__Collected material__.
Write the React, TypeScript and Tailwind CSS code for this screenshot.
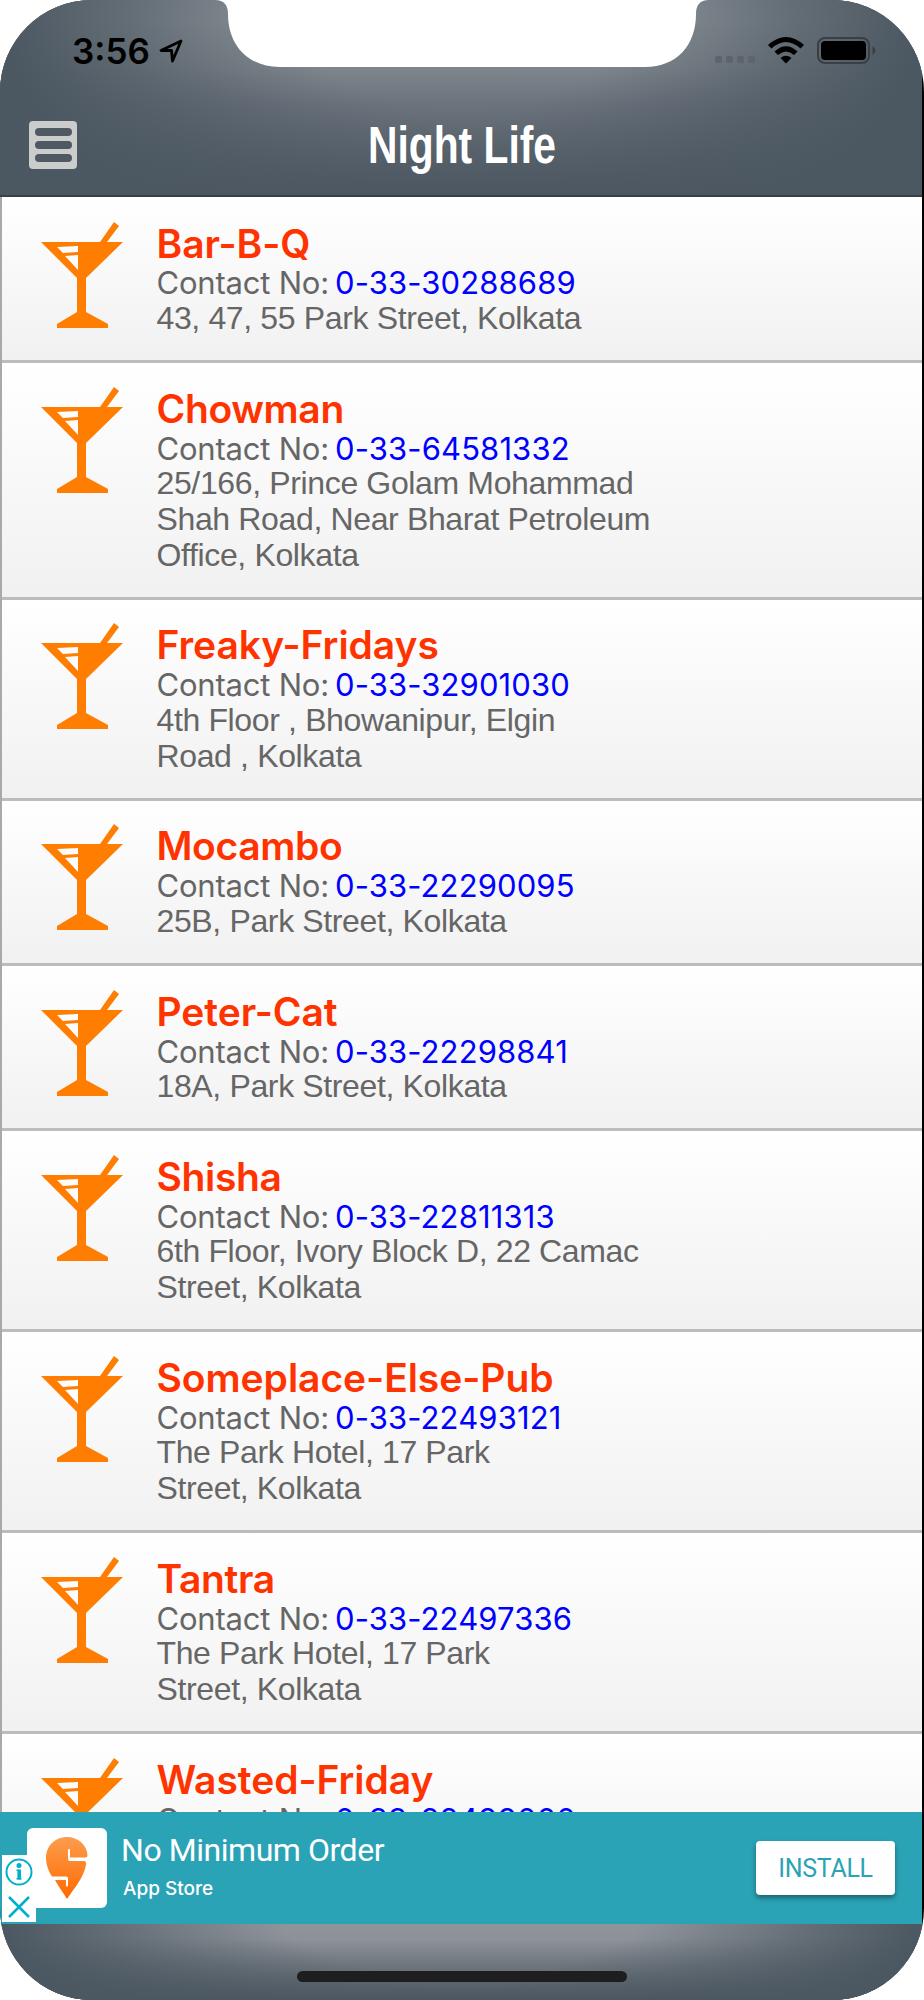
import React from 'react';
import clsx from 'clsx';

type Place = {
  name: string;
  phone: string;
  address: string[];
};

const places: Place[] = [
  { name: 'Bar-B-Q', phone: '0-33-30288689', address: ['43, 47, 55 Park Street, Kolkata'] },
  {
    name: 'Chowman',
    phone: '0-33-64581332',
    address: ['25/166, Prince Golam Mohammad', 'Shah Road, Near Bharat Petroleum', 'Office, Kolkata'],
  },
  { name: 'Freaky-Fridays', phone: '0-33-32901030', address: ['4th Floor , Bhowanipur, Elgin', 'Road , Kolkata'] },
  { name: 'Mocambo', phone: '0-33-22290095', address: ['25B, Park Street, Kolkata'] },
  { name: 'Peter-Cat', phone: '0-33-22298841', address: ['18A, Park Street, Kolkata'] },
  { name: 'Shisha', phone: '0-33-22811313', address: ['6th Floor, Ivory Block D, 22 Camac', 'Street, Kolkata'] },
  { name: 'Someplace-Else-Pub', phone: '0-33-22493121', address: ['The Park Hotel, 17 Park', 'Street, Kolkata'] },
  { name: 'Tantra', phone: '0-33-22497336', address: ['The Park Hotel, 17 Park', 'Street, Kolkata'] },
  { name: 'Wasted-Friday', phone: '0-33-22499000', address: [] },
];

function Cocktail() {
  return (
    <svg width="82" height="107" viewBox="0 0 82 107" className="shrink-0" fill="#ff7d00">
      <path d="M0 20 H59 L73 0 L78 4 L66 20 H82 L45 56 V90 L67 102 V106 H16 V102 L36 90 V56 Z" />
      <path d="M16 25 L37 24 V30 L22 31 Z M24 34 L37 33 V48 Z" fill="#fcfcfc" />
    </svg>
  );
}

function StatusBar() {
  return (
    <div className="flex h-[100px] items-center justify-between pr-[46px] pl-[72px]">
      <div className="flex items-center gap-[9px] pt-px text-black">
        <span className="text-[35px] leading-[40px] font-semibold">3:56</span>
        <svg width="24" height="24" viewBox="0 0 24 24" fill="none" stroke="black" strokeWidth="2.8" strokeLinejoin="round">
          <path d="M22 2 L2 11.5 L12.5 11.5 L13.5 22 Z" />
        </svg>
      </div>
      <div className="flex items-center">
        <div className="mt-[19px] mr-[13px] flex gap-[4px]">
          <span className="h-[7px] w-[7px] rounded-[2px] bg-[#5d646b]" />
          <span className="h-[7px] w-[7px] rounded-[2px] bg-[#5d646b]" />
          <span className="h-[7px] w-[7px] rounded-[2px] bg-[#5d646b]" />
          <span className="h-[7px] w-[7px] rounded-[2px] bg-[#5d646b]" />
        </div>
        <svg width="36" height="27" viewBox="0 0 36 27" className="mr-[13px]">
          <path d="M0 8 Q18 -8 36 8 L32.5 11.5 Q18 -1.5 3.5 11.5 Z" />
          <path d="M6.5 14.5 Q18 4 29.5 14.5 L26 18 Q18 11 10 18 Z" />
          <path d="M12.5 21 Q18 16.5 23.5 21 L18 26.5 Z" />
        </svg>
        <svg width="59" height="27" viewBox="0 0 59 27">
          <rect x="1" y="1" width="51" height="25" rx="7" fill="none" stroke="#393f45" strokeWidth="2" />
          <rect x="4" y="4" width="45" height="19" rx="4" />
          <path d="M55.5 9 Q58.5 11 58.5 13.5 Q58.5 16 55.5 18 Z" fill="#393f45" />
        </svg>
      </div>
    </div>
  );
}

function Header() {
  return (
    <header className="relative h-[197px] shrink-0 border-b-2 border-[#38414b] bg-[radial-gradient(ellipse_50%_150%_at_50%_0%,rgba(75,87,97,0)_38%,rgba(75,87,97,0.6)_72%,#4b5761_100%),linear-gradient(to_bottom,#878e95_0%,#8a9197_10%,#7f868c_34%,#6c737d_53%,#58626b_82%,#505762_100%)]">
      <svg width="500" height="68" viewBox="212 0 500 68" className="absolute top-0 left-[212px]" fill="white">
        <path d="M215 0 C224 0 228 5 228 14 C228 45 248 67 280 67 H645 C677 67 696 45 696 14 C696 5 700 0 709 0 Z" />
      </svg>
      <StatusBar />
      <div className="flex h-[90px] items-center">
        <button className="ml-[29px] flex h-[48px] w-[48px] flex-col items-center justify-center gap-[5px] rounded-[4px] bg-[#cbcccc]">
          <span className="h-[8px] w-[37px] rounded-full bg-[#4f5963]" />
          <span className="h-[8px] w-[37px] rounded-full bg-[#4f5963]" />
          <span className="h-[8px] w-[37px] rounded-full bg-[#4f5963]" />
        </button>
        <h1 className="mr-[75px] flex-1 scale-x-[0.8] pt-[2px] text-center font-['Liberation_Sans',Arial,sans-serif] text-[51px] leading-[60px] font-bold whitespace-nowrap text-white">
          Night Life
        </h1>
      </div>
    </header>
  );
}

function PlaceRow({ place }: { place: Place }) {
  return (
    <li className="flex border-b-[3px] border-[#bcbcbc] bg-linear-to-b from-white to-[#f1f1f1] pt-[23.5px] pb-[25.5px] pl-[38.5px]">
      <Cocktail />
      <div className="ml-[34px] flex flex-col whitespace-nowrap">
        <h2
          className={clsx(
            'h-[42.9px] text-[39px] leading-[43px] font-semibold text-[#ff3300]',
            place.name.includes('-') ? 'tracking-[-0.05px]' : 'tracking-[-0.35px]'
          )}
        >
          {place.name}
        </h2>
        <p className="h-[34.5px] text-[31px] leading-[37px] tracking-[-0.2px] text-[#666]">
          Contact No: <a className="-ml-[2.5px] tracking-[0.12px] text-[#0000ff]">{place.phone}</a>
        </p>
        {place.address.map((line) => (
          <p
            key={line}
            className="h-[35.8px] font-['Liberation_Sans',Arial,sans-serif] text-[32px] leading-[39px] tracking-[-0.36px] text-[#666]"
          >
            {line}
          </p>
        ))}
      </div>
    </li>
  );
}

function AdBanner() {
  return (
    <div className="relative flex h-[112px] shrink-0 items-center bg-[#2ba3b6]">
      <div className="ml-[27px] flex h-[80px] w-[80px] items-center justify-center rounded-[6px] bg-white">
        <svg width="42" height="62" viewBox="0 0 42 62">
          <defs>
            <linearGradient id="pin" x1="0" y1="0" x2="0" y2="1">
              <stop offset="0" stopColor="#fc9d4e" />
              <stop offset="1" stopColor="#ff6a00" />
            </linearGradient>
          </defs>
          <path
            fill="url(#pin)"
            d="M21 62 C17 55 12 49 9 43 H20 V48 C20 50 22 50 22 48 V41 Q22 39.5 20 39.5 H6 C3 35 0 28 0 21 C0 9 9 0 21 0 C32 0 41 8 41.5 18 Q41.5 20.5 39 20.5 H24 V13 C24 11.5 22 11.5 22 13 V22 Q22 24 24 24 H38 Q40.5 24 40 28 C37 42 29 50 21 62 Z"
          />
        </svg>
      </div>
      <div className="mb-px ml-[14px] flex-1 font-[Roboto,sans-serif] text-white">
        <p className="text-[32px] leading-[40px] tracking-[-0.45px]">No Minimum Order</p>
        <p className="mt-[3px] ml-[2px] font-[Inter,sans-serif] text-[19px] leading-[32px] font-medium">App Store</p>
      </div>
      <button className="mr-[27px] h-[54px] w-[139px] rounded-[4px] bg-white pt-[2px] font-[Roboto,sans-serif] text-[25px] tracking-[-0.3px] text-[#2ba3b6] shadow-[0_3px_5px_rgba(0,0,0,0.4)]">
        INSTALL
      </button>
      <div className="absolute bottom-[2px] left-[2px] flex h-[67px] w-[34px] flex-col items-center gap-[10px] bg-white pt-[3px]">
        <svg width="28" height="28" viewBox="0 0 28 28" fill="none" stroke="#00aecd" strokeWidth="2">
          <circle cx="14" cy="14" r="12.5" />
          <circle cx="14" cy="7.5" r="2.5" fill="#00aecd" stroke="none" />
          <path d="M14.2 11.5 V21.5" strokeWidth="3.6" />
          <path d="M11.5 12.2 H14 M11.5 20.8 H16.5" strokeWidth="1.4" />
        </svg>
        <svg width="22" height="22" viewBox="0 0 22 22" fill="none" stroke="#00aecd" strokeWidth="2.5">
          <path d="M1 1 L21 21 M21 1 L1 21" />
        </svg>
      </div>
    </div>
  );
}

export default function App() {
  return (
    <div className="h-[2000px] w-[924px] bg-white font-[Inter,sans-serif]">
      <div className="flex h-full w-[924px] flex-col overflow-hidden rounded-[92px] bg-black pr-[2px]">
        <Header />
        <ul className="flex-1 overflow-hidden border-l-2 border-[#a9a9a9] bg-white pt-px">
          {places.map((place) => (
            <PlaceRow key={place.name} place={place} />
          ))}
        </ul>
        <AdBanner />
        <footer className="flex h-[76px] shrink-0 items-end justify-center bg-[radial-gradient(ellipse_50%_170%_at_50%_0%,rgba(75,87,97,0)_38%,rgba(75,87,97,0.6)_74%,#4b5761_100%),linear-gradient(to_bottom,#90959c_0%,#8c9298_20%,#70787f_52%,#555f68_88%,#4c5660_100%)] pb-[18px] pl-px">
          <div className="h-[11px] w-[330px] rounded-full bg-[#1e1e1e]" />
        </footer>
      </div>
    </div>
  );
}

__What you should do__.
The answer is a single number: how many lines include the word "React"?

__Response to this exercise__.
2